Here’s the passage Alex read out to Ron.

“By becoming mindful we can drop the compulsion to try to make disturbing thoughts go away, to agitate ourselves by worrying, or to try to make things better or in any way different. We can be with life just as it is, observing completely what happens, without immediately trying to change it. This is not a detached observation but an intimate connection with what we are experiencing inside. Simply being, without reacting, is in itself calming, and we can bring this inner attitude to whatever comes up in our lives…. When we look directly at intense or painful emotions, we develop a kind of courage and acceptance of how things are naturally unfolding in our experience. At such moments, we’re not driven by hope or fear, not likely to repress the pain, to distract ourselves to avoid it, or to hope for something to happen so we won’t have to feel what we fear. Instead, when we face the fear directly, we see that we’re probably more afraid of our concept about how distressed we will be than the actual experience of feeling it. Confidence and patience grow from this bold, challenging awareness.”

As Alex read this passage, Ron sipped his coffee, taking it all in. After breakfast was over Ron had to go to work, but he determined that when he got off work that evening he would try to put this advice into practice. He had taken a picture of the quotation with his iPhone and read it again a couple times at work.

Throughout the day, Ron continued to struggle with depressed feelings and the negative ruminations they triggered. He was relieved when work finally ended and he was able to return to his apartment. After turning off his phone, Ron sat comfortably, just breathing deeply and being present with his painful feelings. As soon as his mind stopped racing, he found himself holding back tears. Instead of fighting against how he was feeling, however, he continued to just be present with his emotions. A few minutes that he finally realized what he had been feeling for the last few weeks. The break-up with Julia proved he was unlovable! Once Ron realized this is what he had been feeling, he began arguing against his feelings and criticizing Julia in his mind. But remembering what Alex had shared with him, Ron let go of these scripts and returned to just being present with his emotions without reacting to them. He noticed where the emotions could be felt in his body and focused his attention on those sensations without judgment.

Over the next few days Ron was able to work through how he was feeling and to bring objectivity and self-compassion into his thought-life. The next evening Ron practiced this type of mindfulness again, but this time he had a remarkable experience. After sitting still for about five minutes, he felt as if Jesus was there going through the pain with him. In Ron mind’s eye he could see Jesus there, putting his arms around him and assuring him of His love.

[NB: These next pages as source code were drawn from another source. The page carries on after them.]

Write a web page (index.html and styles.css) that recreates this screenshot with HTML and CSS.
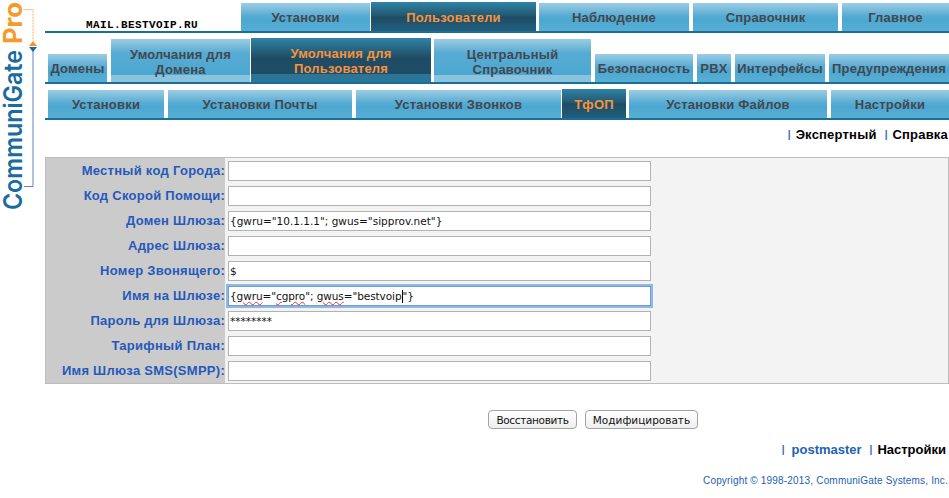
FILE: index.html
```html
<!DOCTYPE html>
<html lang="ru">
<head>
<meta charset="utf-8">
<title>CommuniGate Pro</title>
<link rel="stylesheet" href="styles.css">
</head>
<body>
<div class="page">
  <aside class="logo">
    <svg width="45" height="215" viewBox="0 0 45 215">
      <text class="logo-blue" transform="translate(22 210) rotate(-90)" textLength="160" lengthAdjust="spacingAndGlyphs">CommuniGate</text>
      <text class="logo-orange" transform="translate(22 44) rotate(-90)" textLength="42" lengthAdjust="spacingAndGlyphs">Pro</text>
      <path class="line-orange" d="M21 9.500H33V41"/>
      <path class="line-blue" d="M33 50V186.500H24"/>
      <path class="tri-orange" d="M29 46L33 41L37 46Z"/>
      <path class="tri-blue" d="M29 47H37L33 52Z"/>
    </svg>
  </aside>
  <main class="content">
    <nav class="tabs row1">
      <div class="site">MAIL.BESTVOIP.RU</div>
      <a class="tab">Установки</a>
      <a class="tab active">Пользователи</a>
      <a class="tab">Наблюдение</a>
      <a class="tab">Справочник</a>
      <a class="tab">Главное</a>
    </nav>
    <nav class="tabs row2">
      <a class="tab">Домены</a>
      <a class="tab tall">Умолчания для<br>Домена</a>
      <a class="tab tall active">Умолчания для<br>Пользователя</a>
      <a class="tab tall">Центральный<br>Справочник</a>
      <a class="tab">Безопасность</a>
      <a class="tab">PBX</a>
      <a class="tab">Интерфейсы</a>
      <a class="tab">Предупреждения</a>
    </nav>
    <nav class="tabs row3">
      <a class="tab">Установки</a>
      <a class="tab">Установки Почты</a>
      <a class="tab">Установки Звонков</a>
      <a class="tab active">ТфОП</a>
      <a class="tab">Установки Файлов</a>
      <a class="tab">Настройки</a>
    </nav>
    <div class="links top-links">
      <span class="sep">|</span><a class="link-black">Экспертный</a>
      <span class="sep">|</span><a class="link-black">Справка</a>
    </div>
    <form class="panel">
      <label class="label">Местный код Города:</label><div class="field"><input class="input" type="text"></div>
      <label class="label">Код Скорой Помощи:</label><div class="field"><input class="input" type="text"></div>
      <label class="label">Домен Шлюза:</label><div class="field"><input class="input" type="text" value='{gwru="10.1.1.1"; gwus="sipprov.net"}'></div>
      <label class="label">Адрес Шлюза:</label><div class="field"><input class="input" type="text"></div>
      <label class="label">Номер Звонящего:</label><div class="field"><input class="input" type="text" value="$"></div>
      <label class="label">Имя на Шлюзе:</label><div class="field"><div class="input focus">{<span class="typo">gwru</span>="<span class="typo">cgpro</span>"; <span class="typo">gwus</span>="bestvoip<span class="caret"></span>"}</div></div>
      <label class="label">Пароль для Шлюза:</label><div class="field"><input class="input" type="text" value="********"></div>
      <label class="label">Тарифный План:</label><div class="field"><input class="input" type="text"></div>
      <label class="label">Имя Шлюза SMS(SMPP):</label><div class="field"><input class="input" type="text"></div>
    </form>
    <div class="buttons">
      <button class="btn" type="button">Восстановить</button>
      <button class="btn" type="button">Модифицировать</button>
    </div>
    <div class="links bottom-links">
      <span class="sep first">|</span><a class="link-blue">postmaster</a>
      <span class="sep">|</span><a class="link-black">Настройки</a>
    </div>
    <div class="copyright">Copyright © 1998-2013, CommuniGate Systems, Inc.</div>
  </main>
</div>
</body>
</html>
```
FILE: styles.css
```css
html, body {
  margin: 0;
  padding: 0;
  background: #fff;
}
body {
  font-family: "Liberation Sans", Arial, sans-serif;
  font-size: 13px;
  overflow: hidden;
}
.page {
  display: flex;
  width: 949px;
  height: 498px;
}
.logo {
  flex: 0 0 45px;
}
.logo svg {
  display: block;
}
.logo text {
  font-family: Inter, "Liberation Sans", sans-serif;
  font-size: 25px;
}
.logo-blue {
  fill: #1a6b9e;
  font-weight: 600;
}
.logo-orange {
  fill: #f59a2c;
  font-weight: 700;
}
.line-orange {
  fill: none;
  stroke: #f9ae63;
  stroke-width: 1;
  stroke-dasharray: 1 .5;
}
.line-blue {
  fill: none;
  stroke: #5f83c0;
  stroke-width: 1;
}
.tri-orange {
  fill: #f5962a;
}
.tri-blue {
  fill: #1c6a98;
}
.content {
  flex: 1;
  min-width: 0;
}
.tabs {
  display: grid;
  column-gap: 4px;
  align-items: end;
  box-sizing: border-box;
  border-bottom: 2px solid #1a6f96;
}
.row1 {
  height: 33px;
  grid-template-columns: 192px 129px 161px 150px 145px 107px;
}
.row2 {
  height: 51px;
  padding-left: 3px;
  grid-template-columns: 59px 139px 176px 157px 98px 34px 90px 120px;
}
.row3 {
  height: 36px;
  padding-left: 3px;
  grid-template-columns: 116px 184px 205px 60px 198px 118px;
}
.tab {
  display: flex;
  align-items: center;
  justify-content: center;
  box-sizing: border-box;
  height: 28px;
  padding-top: 1px;
  text-align: center;
  font-weight: bold;
  font-size: 13px;
  line-height: 15px;
  letter-spacing: .2px;
  white-space: nowrap;
  color: #43474e;
  background: linear-gradient(#9ccde4 0, #57abd3 13px, #4ca8d1 17px, #58aed5 28px);
}
.tab.tall {
  height: 43px;
  padding-top: 2px;
  background: linear-gradient(#9ccde4 0, #57abd3 14px, #4ca8d1 36px, #8ac3de 36px, #8ac3de 43px);
}
.tab.active {
  height: 29px;
  margin: 0 -1px 0 -3px;
  color: #f8923b;
  background: linear-gradient(#2f83a6 0, #22566f 14px, #1d4c64 15px, #215f7e 29px);
}
.tab.tall.active {
  height: 44px;
  background: linear-gradient(#2f83a6 0, #1f4c64 20px, #1e4d66 36px, #2b7698 36px, #2b7698 44px);
}
.site {
  margin-bottom: -1px;
  padding-right: 39px;
  text-align: right;
  font-family: "Liberation Mono", monospace;
  font-weight: bold;
  font-size: 11px;
  line-height: 14px;
  letter-spacing: .4px;
  color: #000;
}
.links {
  display: flex;
  justify-content: flex-end;
  align-items: center;
  font-weight: bold;
  font-size: 13px;
  line-height: 15px;
}
.top-links {
  height: 15px;
  margin-top: 7px;
  padding-right: 1px;
  letter-spacing: .2px;
}
.sep {
  color: #2a6cc0;
  font-weight: bold;
  font-size: 10px;
  letter-spacing: 0;
  margin-left: 8px;
  margin-right: 5px;
}
.sep.first {
  margin-right: 7px;
}
.link-black {
  color: #000;
}
.link-blue {
  color: #2362b6;
}
.panel {
  display: grid;
  grid-template-columns: 179px 1fr;
  grid-auto-rows: 25px;
  box-sizing: border-box;
  width: 904px;
  height: 227px;
  margin-top: 15px;
  border: 1px solid #bdbdbd;
  background: #f3f3f3;
}
.label {
  padding-top: 5px;
  box-sizing: border-box;
  background: #cbcbcb;
  text-align: right;
  font-weight: bold;
  font-size: 13px;
  line-height: 15px;
  letter-spacing: .27px;
  color: #2659bb;
}
.field {
  padding: 3px 0 0 3px;
}
.input {
  display: block;
  box-sizing: border-box;
  width: 423px;
  height: 20px;
  margin: 0;
  padding: 0 1px;
  border: 1px solid #b2b2b2;
  border-radius: 0;
  outline: none;
  background: #fff;
  font-family: "DejaVu Sans", sans-serif;
  font-size: 10.500px;
  line-height: 18px;
  color: #111;
}
.input.focus {
  border-color: #6d9fd0;
  box-shadow: 0 0 0 2px #8fb8e4;
  white-space: nowrap;
  letter-spacing: -.08px;
}
.typo {
  text-decoration: underline wavy #e0352b 1px;
  text-underline-offset: 1px;
}
.caret {
  display: inline-block;
  width: 1px;
  height: 13px;
  vertical-align: -3px;
  background: #000;
}
.buttons {
  display: flex;
  gap: 8px;
  margin-top: 26px;
  padding-left: 443px;
}
.btn {
  box-sizing: border-box;
  height: 19px;
  padding: 0;
  border: 1px solid #a3a3a3;
  border-radius: 4px;
  background: linear-gradient(#fff, #efefef);
  font-family: "DejaVu Sans", sans-serif;
  font-size: 10.500px;
  color: #111;
}
.btn:first-child {
  width: 89px;
  letter-spacing: -.35px;
}
.btn:last-child {
  width: 113px;
}
.bottom-links {
  margin-top: 13px;
  padding-right: 3px;
}
.copyright {
  margin-top: 18px;
  padding-right: 1px;
  text-align: right;
  font-size: 10px;
  line-height: 12px;
  letter-spacing: .18px;
  color: #2361b4;
}
```
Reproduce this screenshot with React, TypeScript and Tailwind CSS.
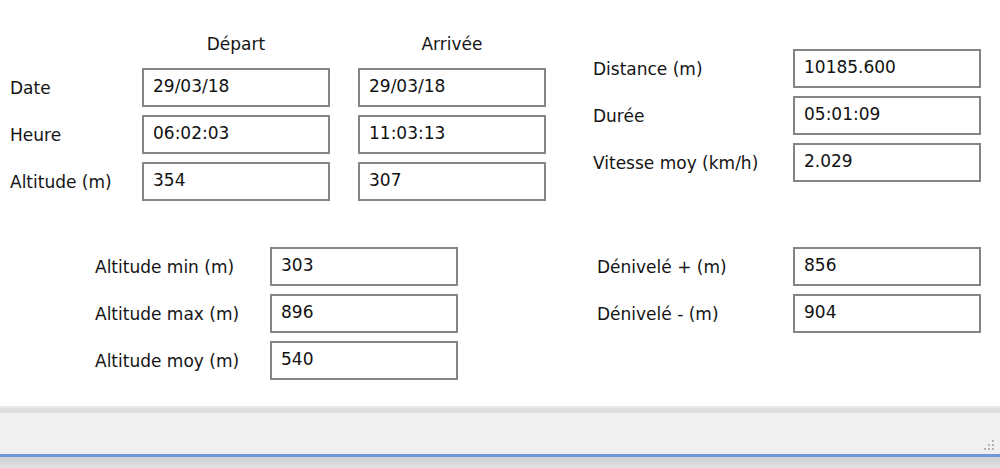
import React from 'react';

const font = { fontFamily: '"DejaVu Sans", Tahoma, sans-serif' };

function Field({ value, className = '' }: { value: string; className?: string }) {
  return (
    <div
      className={`h-[39px] w-[188px] border-2 border-[#858585] bg-white flex items-center pl-[9px] pb-[2px] text-[#111111] ${className}`}
    >
      {value}
    </div>
  );
}

function Row({ label, values, labelWidth }: { label: string; values: string[]; labelWidth: string }) {
  return (
    <div className="flex items-center">
      <div className={`${labelWidth} shrink-0 pt-[2px]`}>{label}</div>
      <div className="flex gap-[28px]">
        {values.map((v, i) => (
          <Field key={i} value={v} />
        ))}
      </div>
    </div>
  );
}

export default function App() {
  const times = [
    { label: 'Date', values: ['29/03/18', '29/03/18'] },
    { label: 'Heure', values: ['06:02:03', '11:03:13'] },
    { label: 'Altitude (m)', values: ['354', '307'] },
  ];
  const totals = [
    { label: 'Distance (m)', value: '10185.600' },
    { label: 'Durée', value: '05:01:09' },
    { label: 'Vitesse moy (km/h)', value: '2.029' },
  ];
  const altitudes = [
    { label: 'Altitude min (m)', value: '303' },
    { label: 'Altitude max (m)', value: '896' },
    { label: 'Altitude moy (m)', value: '540' },
  ];
  const denivele = [
    { label: 'Dénivelé + (m)', value: '856' },
    { label: 'Dénivelé - (m)', value: '904' },
  ];

  return (
    <div className="w-[1000px] h-[468px] flex flex-col bg-white text-[17px] text-[#141414] overflow-hidden" style={font}>
      {/* Form body */}
      <div className="flex-1">
        {/* Top section */}
        <div className="flex pt-[33px]">
          <div className="pl-[10px] w-[593px] shrink-0">
            <div className="flex gap-[28px] pl-[132px] h-[24px] items-center">
              <div className="w-[188px] text-center">Départ</div>
              <div className="w-[188px] text-center">Arrivée</div>
            </div>
            <div className="flex flex-col gap-[8px] mt-[11px]">
              {times.map((r) => (
                <Row key={r.label} label={r.label} values={r.values} labelWidth="w-[132px]" />
              ))}
            </div>
          </div>
          <div className="pt-[16px] flex flex-col gap-[8px]">
            {totals.map((r) => (
              <Row key={r.label} label={r.label} values={[r.value]} labelWidth="w-[200px]" />
            ))}
          </div>
        </div>

        {/* Bottom section */}
        <div className="flex mt-[46px]">
          <div className="pl-[95px] w-[597px] shrink-0 flex flex-col gap-[8px]">
            {altitudes.map((r) => (
              <Row key={r.label} label={r.label} values={[r.value]} labelWidth="w-[175px]" />
            ))}
          </div>
          <div className="flex flex-col gap-[8px]">
            {denivele.map((r) => (
              <Row key={r.label} label={r.label} values={[r.value]} labelWidth="w-[196px]" />
            ))}
          </div>
        </div>
      </div>

      {/* Status bar */}
      <div className="h-[62px] shrink-0 flex flex-col">
        <div className="h-[2px] bg-[#e8e8e8]" />
        <div className="h-[5px] bg-[#dedede]" />
        <div className="flex-1 bg-[#f0f0f0] relative">
          <svg className="absolute right-[4px] bottom-[2px]" width="12" height="12" viewBox="0 0 12 12">
            <rect x="8" y="0" width="2" height="2" fill="#b4b4b4" />
            <rect x="4" y="4" width="2" height="2" fill="#b4b4b4" />
            <rect x="8" y="4" width="2" height="2" fill="#b4b4b4" />
            <rect x="0" y="8" width="2" height="2" fill="#b4b4b4" />
            <rect x="4" y="8" width="2" height="2" fill="#b4b4b4" />
            <rect x="8" y="8" width="2" height="2" fill="#b4b4b4" />
          </svg>
        </div>
        <div className="h-[3px] bg-[#6f98dc]" />
        <div className="h-[11px] bg-gradient-to-b from-[#d0d0d0] to-[#e2e2e2]" />
      </div>
    </div>
  );
}
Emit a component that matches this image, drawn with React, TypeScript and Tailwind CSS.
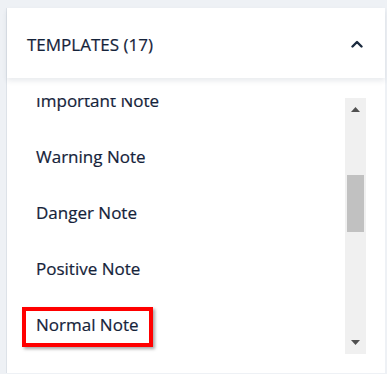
import React from "react";

const items = ["Important Note", "Warning Note", "Danger Note", "Positive Note", "Normal Note"];

export default function App() {
  return (
    <div
      className="relative w-[387px] h-[374px] overflow-hidden bg-[#eef1f5] pt-[8px] pl-[6px] pr-[2px]"
      style={{ fontFamily: '"Open Sans", "Noto Sans", sans-serif' }}
    >
      <div className="h-[365px] bg-white border-l border-[#dde2e8] flex flex-col">
        <div className="relative z-10 h-[70px] shrink-0 flex items-center justify-between pl-[20px] pr-[22px] bg-white shadow-[0_3px_5px_rgba(40,60,90,0.10)]">
          <span className="text-[17px] text-[#15233a] leading-none pt-[3px] [-webkit-text-stroke:0.2px_#15233a]">TEMPLATES (17)</span>
          <svg width="12" height="8" viewBox="0 0 12 8" className="mt-[2px]">
            <path d="M1.5 6.5 L6 2 L10.5 6.5" fill="none" stroke="#1c2b3f" strokeWidth="2.4" strokeLinecap="round" strokeLinejoin="round" />
          </svg>
        </div>
        <div className="flex pl-[20px] pr-[19px] pt-[20px]">
          <div className="flex-1 h-[256px] overflow-hidden">
            <div className="-mt-[25px] pl-[9px]">
              {items.map((t) => (
                <div key={t} className="h-[56px] flex items-center text-[17px] text-[#15233a] [-webkit-text-stroke:0.2px_#15233a]">
                  {t}
                </div>
              ))}
            </div>
          </div>
          <div className="relative w-[21px] h-[256px] bg-[#f0f0f0]">
            <svg width="9" height="5" viewBox="0 0 9 5" className="absolute left-[6px] top-[9px]">
              <path d="M0 5 L4.5 0 L9 5 Z" fill="#505050" />
            </svg>
            <div className="absolute left-[2px] w-[17px] top-[77px] h-[57px] bg-[#c1c1c1]" />
            <svg width="9" height="5" viewBox="0 0 9 5" className="absolute left-[6px] top-[242px]">
              <path d="M0 0 L9 0 L4.5 5 Z" fill="#505050" />
            </svg>
          </div>
        </div>
      </div>
      <div className="absolute left-[22px] top-[307px] w-[131px] h-[40px] border-4 border-[#ff0000] shadow-[2px_2px_3px_rgba(0,0,0,0.35)]" />
    </div>
  );
}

Places of Loveliness and Hope

When I think about leaning into pain—whether physical pain or the pain of emotional discomfort—I always think about my friend, Ruth van den Broek. As I’ve mentioned before, Ruth has been struggling with a debilitating terminal disease. Through her daily suffering, Ruth has learned to receive all the experiences God sends her—from the mundane to overwhelmingly painful—as permeated with God’s sacramental presence.  In a March 2018 interview for Woman Alive, Ruth was asked about being a Christian with a degenerative disease. She explained that by being fully present with her pain and brokenness, God is able to transform it and make Himself known to her.

“My life is filled with mundane tasks and bodily brokenness, and it’s easy to think that there is nothing of value here. But, as one of my favourite quotes says, ‘God comes to us disguised as our life’ [Paula D’Arcy] and that transforms everything. God is here making himself known to me in the long hours of physiotherapy, the tears of pain and confusion, and the dark nights of the soul which can seem unending. The fact that God is here doesn’t take away the reality of the mundane, the brokenness or the darkness, but it means that they are places I can know God and that fact brings beauty, loveliness and hope to them.”